## Given instruction
Scan the data beneath this task and copy each line that includes "page".

## Source records
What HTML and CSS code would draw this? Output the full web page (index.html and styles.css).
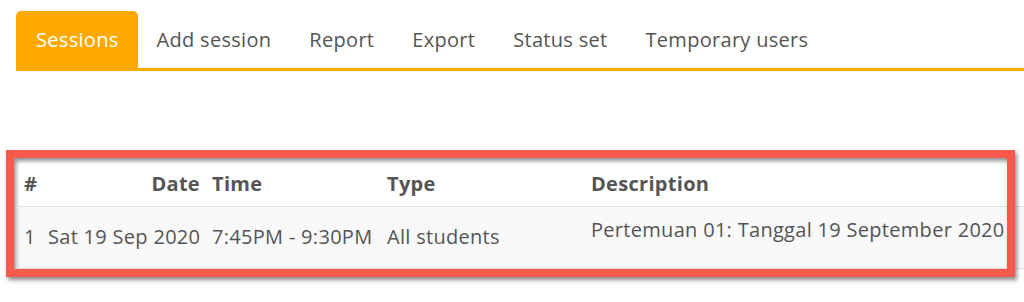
FILE: index.html
```html
<!DOCTYPE html>
<html lang="en">
<head>
  <meta charset="UTF-8" />
  <title>Attendance - Sessions</title>
  <link rel="stylesheet" href="styles.css">
</head>
<body>
  <nav class="tabs">
    <a class="tab active" href="#">Sessions</a>
    <a class="tab" href="#">Add session</a>
    <a class="tab" href="#">Report</a>
    <a class="tab" href="#">Export</a>
    <a class="tab" href="#">Status set</a>
    <a class="tab" href="#">Temporary users</a>
  </nav>

  <section class="sessions">
    <table class="session-table">
      <colgroup>
        <col class="c-num">
        <col class="c-date">
        <col class="c-time">
        <col class="c-type">
        <col class="c-desc">
      </colgroup>
      <thead>
        <tr>
          <th>#</th>
          <th class="right">Date</th>
          <th>Time</th>
          <th>Type</th>
          <th>Description</th>
        </tr>
      </thead>
      <tbody>
        <tr>
          <td>1</td>
          <td class="right">Sat 19 Sep 2020</td>
          <td>7:45PM - 9:30PM</td>
          <td>All students</td>
          <td class="desc">Pertemuan 01: Tanggal 19 September 2020</td>
        </tr>
      </tbody>
    </table>
    <div class="highlight"></div>
  </section>
</body>
</html>
```

FILE: styles.css
```css
* {
  margin: 0;
  padding: 0;
  box-sizing: border-box;
}
html, body {
  width: 100%;
  height: 100%;
  overflow: hidden;
  background: #fff;
  font-family: 'Open Sans', sans-serif;
  font-size: 20px;
  letter-spacing: 0.3px;
  color: #555;
}
.tabs {
  display: flex;
  margin: 11px 0 0 16px;
  border-bottom: 3px solid #ffa800;
}
.tab {
  display: block;
  padding: 15px 19px;
  line-height: 27px;
  color: #555;
  text-decoration: none;
  border-radius: 5px 5px 0 0;
}
.tab.active {
  background: #ffa800;
  color: #fff;
  padding-left: 20px;
}
.sessions {
  position: relative;
  padding-top: 86px;
}
.session-table {
  table-layout: fixed;
  border-collapse: collapse;
  width: 1100px;
  margin-left: 18px;
}
.c-num { width: 24px; }
.c-date { width: 164px; }
.c-time { width: 175px; }
.c-type { width: 204px; }
.session-table th,
.session-table td {
  text-align: left;
  padding: 0 6px;
  line-height: 30px;
  white-space: nowrap;
}
.session-table th {
  height: 49px;
  font-weight: 700;
  vertical-align: bottom;
  padding-bottom: 7px;
  border-bottom: 1px solid #dedede;
}
.session-table td {
  height: 62px;
  background: #f9f9f9;
  vertical-align: middle;
  border-bottom: 1px solid #e4e4e4;
}
.session-table td.desc {
  vertical-align: top;
  padding-top: 8px;
}
.session-table .right {
  text-align: right;
}
.highlight {
  position: absolute;
  left: 6px;
  top: 79px;
  width: 1009px;
  height: 127px;
  border: 8px solid #f65a4c;
  box-shadow: 2px 3px 4px rgba(0, 0, 0, 0.45), inset 2px 3px 4px rgba(0, 0, 0, 0.45);
  pointer-events: none;
}
```
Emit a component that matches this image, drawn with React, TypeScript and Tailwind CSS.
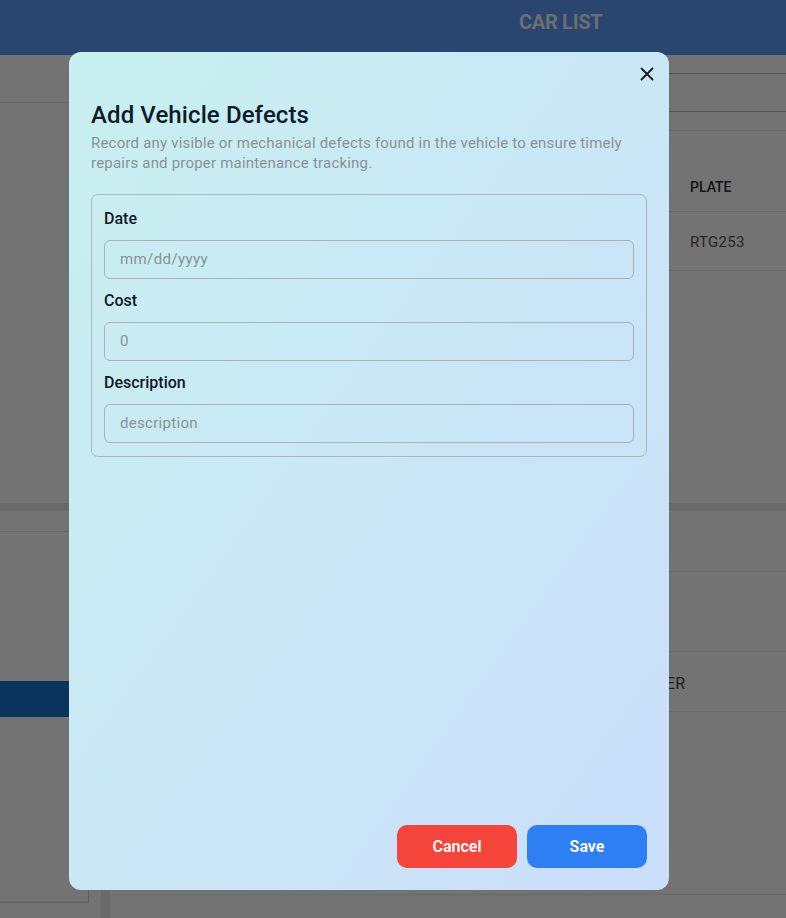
import React from "react";

export default function App() {
  return (
    <div className="relative h-[918px] w-[786px] overflow-hidden bg-[#737373] font-['Roboto',sans-serif]">
      {/* Background page (dimmed by overlay) */}
      <header className="flex h-[55px] items-start bg-[#284670] pl-[519px] pt-[10px]">
        <span className="text-[20px] font-bold leading-[24px] tracking-[-0.3px] text-[#6e6e6e]">CAR LIST</span>
      </header>

      {/* Section 1 */}
      <div className="flex h-[448px]">
        <div className="w-[101px] shrink-0">
          <div className="h-[48px] border-b border-[#6a6a6a]" />
        </div>
        <div className="flex-1">
          <div className="h-[18px]" />
          <div className="h-[39px] border-t border-b border-[#555555]" />
          <div className="h-[19px] border-b border-[#686868]" />
          <div className="flex h-[81px] items-end justify-end border-b border-[#686868] pb-[13px]">
            <span className="w-[96px] text-[14px] font-medium text-[#141414]">PLATE</span>
          </div>
          <div className="flex h-[59px] items-center justify-end border-b border-[#686868] pt-[2px]">
            <span className="w-[96px] text-[15px] tracking-[0.3px] text-[#262626]">RTG253</span>
          </div>
        </div>
      </div>

      {/* Band */}
      <div className="h-[8px] bg-[#6a6a6a]" />

      {/* Section 2 */}
      <div className="flex h-[407px]">
        <div className="w-[101px] shrink-0">
          <div className="h-[21px] border-b border-[#686868]" />
          <div className="h-[149px]" />
          <div className="h-[36px] bg-[#0b335d]" />
          <div className="h-[186px] w-[89px] border-r border-b border-[#5e5e5e]" />
        </div>
        <div className="flex w-[9px] shrink-0 flex-col">
          <div className="h-[379px]" />
          <div className="flex-1 bg-[#6a6a6a]" />
        </div>
        <div className="flex-1">
          <div className="h-[61px] border-b border-[#6a6a6a]" />
          <div className="h-[80px] border-b border-[#6a6a6a]" />
          <div className="flex h-[60px] items-center justify-end border-b border-[#6a6a6a] pr-[101px] pt-[5px]">
            <span className="text-[16px] text-[#1e1e1e]">DRIVER</span>
          </div>
          <div className="h-[183px] border-b border-[#6a6a6a]" />
        </div>
      </div>

      {/* Modal */}
      <div className="absolute left-[69px] top-[52px] flex h-[838px] w-[600px] flex-col rounded-[12px] bg-linear-to-br from-[#c8f0ef] to-[#cadefb] px-[22px] pb-[22px] pt-[48px]">
        <button className="absolute right-[14px] top-[14px] flex h-[16px] w-[16px] items-center justify-center text-[#1a1a1a]">
          <svg width="14" height="14" viewBox="0 0 14 14" fill="none" stroke="currentColor" strokeWidth="1.8" strokeLinecap="round">
            <path d="M1.5 1.5 L12.5 12.5 M12.5 1.5 L1.5 12.5" />
          </svg>
        </button>

        <h2 className="text-[24px] font-medium leading-[30px] tracking-[0.1px] text-[#0f1a2b]">Add Vehicle Defects</h2>
        <p className="mt-[3px] text-[15px] leading-[20px] tracking-[0.2px] text-[#8a9196]">
          Record any visible or mechanical defects found in the vehicle to ensure timely repairs and proper maintenance tracking.
        </p>

        <div className="mt-[21px] rounded-[7px] border border-[#a9b8bf] px-[12px] pb-[13px] pt-[13px]">
          <label className="block text-[16px] font-medium leading-[22px] text-[#111827]">Date</label>
          <input
            type="text"
            placeholder="mm/dd/yyyy"
            className="mt-[10px] block h-[39px] w-full rounded-[6px] border border-[#a9b2b7] bg-transparent px-[15px] pb-[2px] text-[15px] tracking-[0.4px] text-[#333] placeholder:text-[#8b9094] outline-none"
          />
          <label className="mt-[11px] block text-[16px] font-medium leading-[22px] text-[#111827]">Cost</label>
          <input
            type="text"
            placeholder="0"
            className="mt-[10px] block h-[39px] w-full rounded-[6px] border border-[#a9b2b7] bg-transparent px-[15px] pb-[2px] text-[15px] text-[#333] placeholder:text-[#8b9094] outline-none"
          />
          <label className="mt-[11px] block text-[16px] font-medium leading-[22px] text-[#111827]">Description</label>
          <input
            type="text"
            placeholder="description"
            className="mt-[10px] block h-[39px] w-full rounded-[6px] border border-[#a9b2b7] bg-transparent px-[15px] pb-[2px] text-[15px] tracking-[0.3px] text-[#333] placeholder:text-[#8b9094] outline-none"
          />
        </div>

        <div className="mt-auto flex justify-end gap-[10px]">
          <button className="h-[43px] w-[120px] rounded-[10px] bg-[#f5443a] text-[16px] font-semibold text-white">
            Cancel
          </button>
          <button className="h-[43px] w-[120px] rounded-[10px] bg-[#2f7ff4] text-[16px] font-semibold text-white">
            Save
          </button>
        </div>
      </div>
    </div>
  );
}
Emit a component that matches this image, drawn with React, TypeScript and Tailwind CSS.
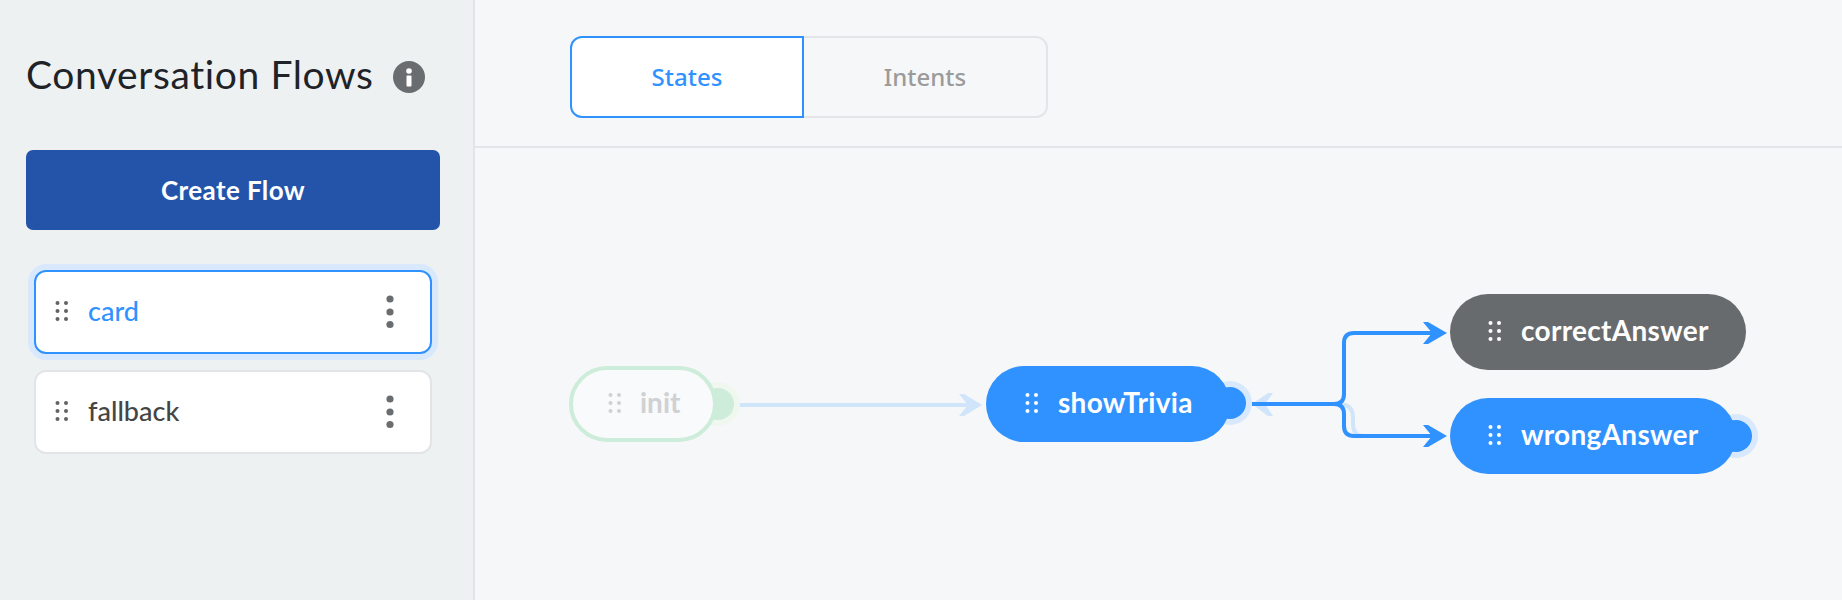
const Grip = ({ className }: { className: string }) => {
  return (
    <svg width="14" height="20" viewBox="0 0 14 20" className={className}>
      {[2, 10, 18].map((y) =>
        [2.5, 11].map((x) => (
          <circle key={`${x}-${y}`} cx={x} cy={y} r="2" fill="currentColor" />
        ))
      )}
    </svg>
  );
};

function FlowCard({ name, active }: { name: string; active?: boolean }) {
  return (
    <div
      className={
        active
          ? "flex h-[84px] w-[398px] items-center rounded-[12px] border-2 border-[#3092ff] bg-white pl-[19px] pr-[36px] shadow-[0_0_0_6px_#d8e9fd]"
          : "flex h-[84px] w-[398px] items-center rounded-[12px] border-2 border-[#e2e5e7] bg-white pl-[19px] pr-[36px]"
      }
    >
      <Grip className="mb-[2px] shrink-0 text-[#606264]" />
      <span
        className={
          active
            ? "ml-[19px] flex-1 pb-[2px] text-[27px] font-medium text-[#3092ff]"
            : "ml-[19px] flex-1 pb-[2px] text-[27px] font-medium text-[#454545]"
        }
      >
        {name}
      </span>
      <svg width="8" height="34" className="shrink-0 fill-[#6a6d70]" viewBox="0 0 8 34">
        <circle cx="4" cy="4" r="3.6" />
        <circle cx="4" cy="17" r="3.6" />
        <circle cx="4" cy="29.5" r="3.6" />
      </svg>
    </div>
  );
}

function Sidebar() {
  return (
    <aside className="h-full w-[475px] shrink-0 border-r-2 border-[#e2e5e7] bg-[#eef1f2] pl-[26px] pt-[51px]">
      <div className="flex h-[50px] items-center">
        <h1 className="pb-[5px] text-[39px] font-normal leading-[50px] tracking-[0.6px] text-[#1f2328]">
          Conversation Flows
        </h1>
        <svg width="32" height="32" viewBox="0 0 32 32" className="ml-[19px] mt-[2px]">
          <circle cx="16" cy="16" r="16" fill="#6a6d70" />
          <circle cx="16" cy="10" r="2.8" fill="#fff" />
          <rect x="13.5" y="14.5" width="5" height="11" rx="1" fill="#fff" />
        </svg>
      </div>
      <button className="mt-[49px] flex h-[80px] w-[414px] items-center justify-center rounded-[7px] bg-[#2354aa] text-[26px] font-bold tracking-[0.4px] text-white">
        Create Flow
      </button>
      <div className="ml-[8px] mt-[40px] flex flex-col gap-[16px]">
        <FlowCard name="card" active />
        <FlowCard name="fallback" />
      </div>
    </aside>
  );
}

function Tabs() {
  return (
    <div className="h-[148px] border-b-2 border-[#e3e5e8] pl-[95px] pt-[36px]">
      <div className="flex h-[82px] w-[478px] font-['Noto_Sans',sans-serif] text-[24px] font-medium">
        <div className="flex w-[234px] items-center justify-center rounded-l-[12px] border-2 border-[#3092ff] bg-white text-[#3092ff]">
          States
        </div>
        <div className="flex flex-1 items-center justify-center rounded-r-[12px] border-y-2 border-r-2 border-[#e3e5e8] text-[#9b9b9b]">
          Intents
        </div>
      </div>
    </div>
  );
}

function Edges() {
  return (
    <svg width="1367" height="452" viewBox="475 148 1367 452" className="absolute left-0 top-0" fill="none">
      <path d="M738 405H970" stroke="#d0e4fa" strokeWidth="4" />
      <path d="M982 405L964 394H959L968 405L959 416H964Z" fill="#d0e4fa" />
      <path d="M1252 404L1268 393H1273L1265 404L1273 416H1268Z" fill="#d0e4fa" />
      <path d="M1338 404Q1353 404 1353 417V424Q1353 436 1364 436" stroke="#d0e4fa" strokeWidth="4" />
      <path
        d="M1252 404H1334Q1344 404 1344 394V343Q1344 333 1354 333H1436M1334 404Q1344 404 1344 414V426Q1344 436 1354 436H1436"
        stroke="#3092ff"
        strokeWidth="4"
      />
      <path d="M1447 333L1428 322H1423L1432 333L1423 344H1428Z" fill="#3092ff" />
      <path d="M1447 436L1428 425H1423L1432 436L1423 447H1428Z" fill="#3092ff" />
    </svg>
  );
}

function Canvas() {
  return (
    <div className="relative flex-1">
      <Edges />

      {/* init */}
      <div className="absolute left-[94px] top-[218px]">
        <span className="absolute left-[133px] top-[22px] h-[32px] w-[32px] rounded-full bg-[#cdecd9] shadow-[0_0_0_6px_#eff7ee]" />
        <div className="relative flex h-[76px] w-[148px] items-center rounded-full border-[4px] border-[#cdecd9] bg-[#f9fafb] pl-[35px] text-[28px] font-bold text-[#d0d1d3]">
          <Grip className="mb-[2px] shrink-0" />
          <span className="ml-[18px] pb-[4px]">init</span>
        </div>
      </div>

      {/* showTrivia */}
      <div className="absolute left-[511px] top-[218px]">
        <span className="absolute left-[228px] top-[21px] h-[32px] w-[32px] rounded-full bg-[#3092ff] shadow-[0_0_0_6px_#d8e9fd]" />
        <div className="relative flex h-[76px] w-[244px] items-center rounded-full bg-[#3092ff] pl-[39px] text-[28px] font-bold tracking-[0.3px] text-white">
          <Grip className="mb-[2px] shrink-0" />
          <span className="ml-[19px] pb-[4px]">showTrivia</span>
        </div>
      </div>

      {/* correctAnswer */}
      <div className="absolute left-[975px] top-[146px]">
        <div className="relative flex h-[76px] w-[296px] items-center rounded-full bg-[#686b6e] pl-[38px] text-[28px] font-bold tracking-[0.3px] text-white">
          <Grip className="mb-[2px] shrink-0" />
          <span className="ml-[19px] pb-[4px]">correctAnswer</span>
        </div>
      </div>

      {/* wrongAnswer */}
      <div className="absolute left-[975px] top-[250px]">
        <span className="absolute left-[270px] top-[22px] h-[32px] w-[32px] rounded-full bg-[#3092ff] shadow-[0_0_0_6px_#d8e9fd]" />
        <div className="relative flex h-[76px] w-[286px] items-center rounded-full bg-[#3092ff] pl-[38px] text-[28px] font-bold tracking-[0.3px] text-white">
          <Grip className="mb-[2px] shrink-0" />
          <span className="ml-[19px] pb-[4px]">wrongAnswer</span>
        </div>
      </div>
    </div>
  );
}

export default function App() {
  return (
    <div className="flex h-[600px] w-[1842px] overflow-hidden bg-[#f6f7f9] font-['Lato',sans-serif]">
      <Sidebar />
      <main className="flex h-full flex-1 flex-col">
        <Tabs />
        <Canvas />
      </main>
    </div>
  );
}
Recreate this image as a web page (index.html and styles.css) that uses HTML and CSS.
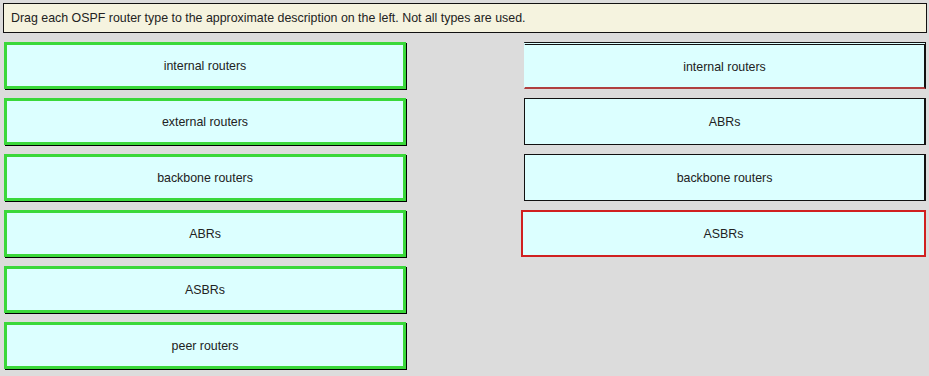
FILE: index.html
```html
<!DOCTYPE html>
<html lang="en">
<head>
    <meta charset="UTF-8">
    <title>OSPF Router Types</title>
    <link rel="stylesheet" href="styles.css">
</head>
<body>

    <div class="prompt">Drag each OSPF router type to the approximate description on the left. Not all types are used.</div>

    <div class="board">
        <!-- Left column: answer slots -->
        <div class="column">
            <div class="item placed">internal routers</div>
            <div class="item placed">external routers</div>
            <div class="item placed">backbone routers</div>
            <div class="item placed">ABRs</div>
            <div class="item placed">ASBRs</div>
            <div class="item placed">peer routers</div>
        </div>

        <!-- Right column: draggable options -->
        <div class="column">
            <div class="item option top-edge">internal routers</div>
            <div class="item option">ABRs</div>
            <div class="item option">backbone routers</div>
            <div class="item option wrong">ASBRs</div>
        </div>
    </div>

</body>
</html>
```

FILE: styles.css
```css
* {
    margin: 0;
    padding: 0;
    box-sizing: border-box;
}

body {
    font-family: 'Liberation Sans', Arial, sans-serif;
    font-size: 12.4px;
    color: #222;
    background-color: #dcdcdc;
    padding: 3px 3px 0 3px;
    height: 376px;
    overflow: hidden;
}

.prompt {
    width: 924px;
    height: 30px;
    line-height: 28px;
    padding-left: 7px;
    background-color: #f5f3df;
    border: 1px solid #111;
    font-size: 12.4px;
}

.board {
    display: flex;
    gap: 118px;
    padding: 9px 0 0 1px;
}

.column {
    display: flex;
    flex-direction: column;
    gap: 9px;
    width: 402px;
}

.item {
    height: 47px;
    line-height: 42px;
    text-align: center;
    background-color: #dcffff;
}

.placed {
    border: 3px solid #3ad83a;
    box-shadow: 1px 1px 0 #000;
    width: 402px;
}

.option {
    border: 1px solid #111;
    border-right-width: 2px;
    line-height: 47px;
}

.top-edge {
    border-top: 3px double #111;
    border-left-color: #dcffff;
    border-bottom: 2px solid #b04040;
    line-height: 44px;
}

.wrong {
    border: 2px solid #d02020;
    margin-left: -3px;
    width: 405px;
    line-height: 44px;
}
```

## Exercise solution
What HTML and CSS code would draw this? Output the full web page (index.html and styles.css).
      {/* Background page (dimmed by overlay) */}
Recreate this image as a web page (index.html and styles.css) that uses HTML and CSS.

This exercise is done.